With inspiring and informative creative essays, Earth Muffin Memos motivates you to instigate positive environmental, social and cultural change on our planet. Articles offer an alternative perspective and commentary on both current and timeless topics involving our environment, connecting to nature, disconnecting from technology, mountain and outdoor culture, sustainability, stewardship, community, modern culture, equality, humanitarian endeavors, communication and beyond. 

Claiming Colonialism

Updated: Jul 25, 2020

By Molly Murfee



I am a ninth generation American, tracing one of the branches of my family tree that ultimately rooted itself in the land of southern Arkansas where I grew up.


While my paternal surname is “Murfee,” my mother’s patriarchally-traced lineage dates back to a William and Elenor Murphy, the “originals” who immigrated from Ireland in the early 1700s. At the time both Presbyterians and Catholics were persecuted by a dominating English Anglican government that had overtaken Ireland and undermined the people of those particular faiths with such acts as taking away their private land and barring them from holding public office. Poverty was rampant. The first wave of Irish immigrants to the new America began. William and Elenor left Ireland seeking religious freedom. They landed in Spotsylvania County, Virginia near the first permanent English settlement of Jamestown, established only a hundred years previous.


The second William Murphy, the “original’s” son, became an itinerant Baptist preacher, moving with the border of the frontier as it pushed incessantly west. He purchased acreage in southern Missouri in 1800 from a Spanish land grant, before it was even a part of the growing United States.
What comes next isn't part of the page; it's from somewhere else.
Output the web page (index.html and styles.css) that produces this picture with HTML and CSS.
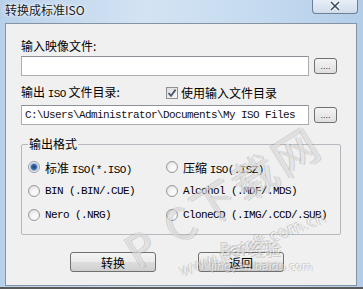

As subsequent sons and their wives – Richard Murphy and Susanna West, followed by George West Murphy and Elizabeth Clardy – made their way south to the alternatively swampy and pine-forested earth that has enveloped my family for six generations, they followed the line of American policy pushing and pushing and pushing Native Americans out of their home lands. As soon as that land opened up, my people moved in. When the Caddo of northern Louisiana and southern Arkansas were finally extracted from the fertile agricultural land between the Red and Ouachita Rivers in the early 1800s, my family migrated down, and has been there ever since.


Members of my family have thus been present for the American Revolutionary War of 1776, the Louisiana Purchase of 1803, the subsequent Indian Removal Act of 1830, the Trail of Tears of 1831. They’ve been present for the vast majority of the hundreds of broken treaties made with the Native Americans of this continent as Manifest Destiny got the better of reason and sense.


From what I can tell, my family was never directly involved in the eradication of native people from their homelands. They weren’t politicians or soldiers or government hired explorers. They had a simple need – that of land to build a home. But that seemingly innocuous desire was the driving force behind all the policy and war, especially when backed by a burgeoning country’s stockpiling of power resulting from the possession of land and all of its subsequent trading rights, new material goods and resources, and therefore – money.


I come from a long line of very kind and tender-hearted people on both sides. They were preachers, teachers, farmers and healers. They were apparently also adventurous and bold and strong to even conceptualize what they accomplished. I’m sure at times they were terrified.


It is so easy to distance – to think of pioneers, and Indian wars, and the extraction of native people from their home – as something that happened in a very faraway place. It is so easy to say – “that wasn’t me” – that was some distant person, in some distant past. It is so easy to not claim responsibility when your hands are not visibly soiled with the deed.


We don’t want to admit fault. We don’t want to air the dirty laundry of our ancestors. We don’t want to own any part of that very rotten part of our history – one built on genocide, forced acculturation and prejudice. The one with tendrils of greed and a feeling of being threatened that left us so blind, we absolutely forgot all sense of humanity.


While my ancestors might not have had a direct hand in the near annihilation of native people, did they stand on the sidelines and say nothing? Were racial slurs present behind the closed doors of their homes? Did they pressure those in charge to get rid of the Indians to make way for themselves?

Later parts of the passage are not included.